§ **Task goal**: Your task is to repeat the entries underneath exactly, minus the pictures.

--- BEGIN Exercise inputs ---

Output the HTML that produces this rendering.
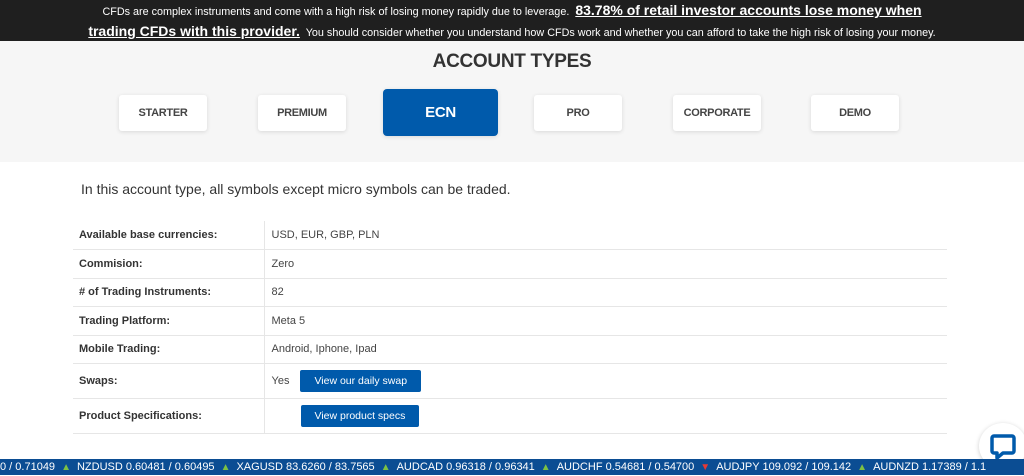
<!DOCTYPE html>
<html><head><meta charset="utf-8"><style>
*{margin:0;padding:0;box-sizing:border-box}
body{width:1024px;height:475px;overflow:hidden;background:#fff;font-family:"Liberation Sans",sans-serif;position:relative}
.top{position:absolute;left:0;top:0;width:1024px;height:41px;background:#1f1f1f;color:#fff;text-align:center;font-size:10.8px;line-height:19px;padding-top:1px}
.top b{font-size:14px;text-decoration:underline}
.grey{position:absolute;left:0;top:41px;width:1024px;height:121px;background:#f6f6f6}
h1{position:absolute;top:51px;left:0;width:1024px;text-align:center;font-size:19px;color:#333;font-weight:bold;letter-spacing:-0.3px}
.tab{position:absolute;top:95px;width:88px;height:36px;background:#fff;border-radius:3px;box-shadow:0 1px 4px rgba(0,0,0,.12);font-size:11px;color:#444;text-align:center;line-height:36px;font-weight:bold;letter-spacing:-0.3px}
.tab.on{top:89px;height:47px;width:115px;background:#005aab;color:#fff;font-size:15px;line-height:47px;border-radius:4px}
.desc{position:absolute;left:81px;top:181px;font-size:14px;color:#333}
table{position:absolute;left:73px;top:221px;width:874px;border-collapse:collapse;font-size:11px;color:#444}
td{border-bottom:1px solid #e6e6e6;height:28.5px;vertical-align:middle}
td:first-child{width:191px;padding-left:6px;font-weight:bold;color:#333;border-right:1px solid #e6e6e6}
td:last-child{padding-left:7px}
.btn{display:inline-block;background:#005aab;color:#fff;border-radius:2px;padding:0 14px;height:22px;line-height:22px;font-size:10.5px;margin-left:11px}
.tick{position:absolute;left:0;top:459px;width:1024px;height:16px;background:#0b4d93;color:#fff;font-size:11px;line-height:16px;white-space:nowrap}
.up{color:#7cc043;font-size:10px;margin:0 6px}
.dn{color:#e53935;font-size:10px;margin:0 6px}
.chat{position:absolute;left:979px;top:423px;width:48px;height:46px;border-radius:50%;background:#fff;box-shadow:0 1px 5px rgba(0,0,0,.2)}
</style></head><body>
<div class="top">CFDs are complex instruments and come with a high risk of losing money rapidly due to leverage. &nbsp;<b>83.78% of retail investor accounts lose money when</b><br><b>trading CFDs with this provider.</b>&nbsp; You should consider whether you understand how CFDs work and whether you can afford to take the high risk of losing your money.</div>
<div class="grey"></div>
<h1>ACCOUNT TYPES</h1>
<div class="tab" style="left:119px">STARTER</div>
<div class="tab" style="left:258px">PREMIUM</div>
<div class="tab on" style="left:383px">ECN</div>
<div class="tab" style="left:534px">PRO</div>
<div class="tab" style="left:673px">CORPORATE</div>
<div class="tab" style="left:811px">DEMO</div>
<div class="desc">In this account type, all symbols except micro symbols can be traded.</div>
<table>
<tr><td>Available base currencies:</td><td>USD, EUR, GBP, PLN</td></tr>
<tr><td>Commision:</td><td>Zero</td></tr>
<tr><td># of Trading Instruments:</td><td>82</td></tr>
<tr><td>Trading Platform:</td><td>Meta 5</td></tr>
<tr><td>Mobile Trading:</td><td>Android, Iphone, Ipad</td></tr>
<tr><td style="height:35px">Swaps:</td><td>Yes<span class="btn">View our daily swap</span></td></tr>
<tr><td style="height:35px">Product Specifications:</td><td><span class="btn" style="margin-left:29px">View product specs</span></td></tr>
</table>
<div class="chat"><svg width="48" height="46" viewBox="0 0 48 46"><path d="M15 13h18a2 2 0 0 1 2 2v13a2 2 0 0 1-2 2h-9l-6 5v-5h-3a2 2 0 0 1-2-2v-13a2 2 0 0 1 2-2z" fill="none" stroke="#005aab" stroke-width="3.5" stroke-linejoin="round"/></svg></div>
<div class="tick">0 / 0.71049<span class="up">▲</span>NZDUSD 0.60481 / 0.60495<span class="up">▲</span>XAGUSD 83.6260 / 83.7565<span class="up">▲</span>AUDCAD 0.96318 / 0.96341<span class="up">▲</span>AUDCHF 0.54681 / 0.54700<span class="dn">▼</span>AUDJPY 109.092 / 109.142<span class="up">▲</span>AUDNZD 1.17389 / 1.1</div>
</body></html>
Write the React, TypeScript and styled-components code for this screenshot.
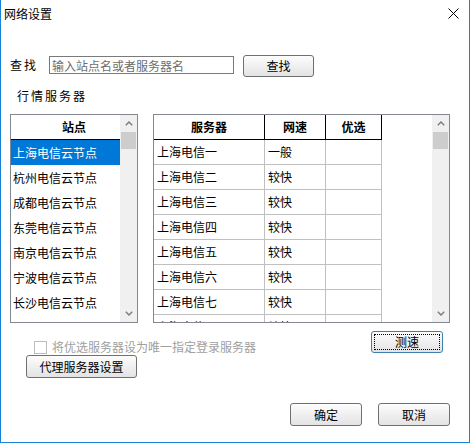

--- END Exercise inputs ---

§ **Exercise solution**:
Output the HTML that produces this rendering.
<!DOCTYPE html>
<html><head><meta charset="utf-8"><style>
*{margin:0;padding:0;box-sizing:border-box}
body{width:1024px;height:475px;overflow:hidden;background:#fff;font-family:"Liberation Sans",sans-serif;position:relative}
.top{position:absolute;left:0;top:0;width:1024px;height:41px;background:#1f1f1f;color:#fff;text-align:center;font-size:10.8px;line-height:19px;padding-top:1px}
.top b{font-size:14px;text-decoration:underline}
.grey{position:absolute;left:0;top:41px;width:1024px;height:121px;background:#f6f6f6}
h1{position:absolute;top:51px;left:0;width:1024px;text-align:center;font-size:19px;color:#333;font-weight:bold;letter-spacing:-0.3px}
.tab{position:absolute;top:95px;width:88px;height:36px;background:#fff;border-radius:3px;box-shadow:0 1px 4px rgba(0,0,0,.12);font-size:11px;color:#444;text-align:center;line-height:36px;font-weight:bold;letter-spacing:-0.3px}
.tab.on{top:89px;height:47px;width:115px;background:#005aab;color:#fff;font-size:15px;line-height:47px;border-radius:4px}
.desc{position:absolute;left:81px;top:181px;font-size:14px;color:#333}
table{position:absolute;left:73px;top:221px;width:874px;border-collapse:collapse;font-size:11px;color:#444}
td{border-bottom:1px solid #e6e6e6;height:28.5px;vertical-align:middle}
td:first-child{width:191px;padding-left:6px;font-weight:bold;color:#333;border-right:1px solid #e6e6e6}
td:last-child{padding-left:7px}
.btn{display:inline-block;background:#005aab;color:#fff;border-radius:2px;padding:0 14px;height:22px;line-height:22px;font-size:10.5px;margin-left:11px}
.tick{position:absolute;left:0;top:459px;width:1024px;height:16px;background:#0b4d93;color:#fff;font-size:11px;line-height:16px;white-space:nowrap}
.up{color:#7cc043;font-size:10px;margin:0 6px}
.dn{color:#e53935;font-size:10px;margin:0 6px}
.chat{position:absolute;left:979px;top:423px;width:48px;height:46px;border-radius:50%;background:#fff;box-shadow:0 1px 5px rgba(0,0,0,.2)}
</style></head><body>
<div class="top">CFDs are complex instruments and come with a high risk of losing money rapidly due to leverage. &nbsp;<b>83.78% of retail investor accounts lose money when</b><br><b>trading CFDs with this provider.</b>&nbsp; You should consider whether you understand how CFDs work and whether you can afford to take the high risk of losing your money.</div>
<div class="grey"></div>
<h1>ACCOUNT TYPES</h1>
<div class="tab" style="left:119px">STARTER</div>
<div class="tab" style="left:258px">PREMIUM</div>
<div class="tab on" style="left:383px">ECN</div>
<div class="tab" style="left:534px">PRO</div>
<div class="tab" style="left:673px">CORPORATE</div>
<div class="tab" style="left:811px">DEMO</div>
<div class="desc">In this account type, all symbols except micro symbols can be traded.</div>
<table>
<tr><td>Available base currencies:</td><td>USD, EUR, GBP, PLN</td></tr>
<tr><td>Commision:</td><td>Zero</td></tr>
<tr><td># of Trading Instruments:</td><td>82</td></tr>
<tr><td>Trading Platform:</td><td>Meta 5</td></tr>
<tr><td>Mobile Trading:</td><td>Android, Iphone, Ipad</td></tr>
<tr><td style="height:35px">Swaps:</td><td>Yes<span class="btn">View our daily swap</span></td></tr>
<tr><td style="height:35px">Product Specifications:</td><td><span class="btn" style="margin-left:29px">View product specs</span></td></tr>
</table>
<div class="chat"><svg width="48" height="46" viewBox="0 0 48 46"><path d="M15 13h18a2 2 0 0 1 2 2v13a2 2 0 0 1-2 2h-9l-6 5v-5h-3a2 2 0 0 1-2-2v-13a2 2 0 0 1 2-2z" fill="none" stroke="#005aab" stroke-width="3.5" stroke-linejoin="round"/></svg></div>
<div class="tick">0 / 0.71049<span class="up">▲</span>NZDUSD 0.60481 / 0.60495<span class="up">▲</span>XAGUSD 83.6260 / 83.7565<span class="up">▲</span>AUDCAD 0.96318 / 0.96341<span class="up">▲</span>AUDCHF 0.54681 / 0.54700<span class="dn">▼</span>AUDJPY 109.092 / 109.142<span class="up">▲</span>AUDNZD 1.17389 / 1.1</div>
</body></html>
Write the React, TypeScript and styled-components code for this screenshot.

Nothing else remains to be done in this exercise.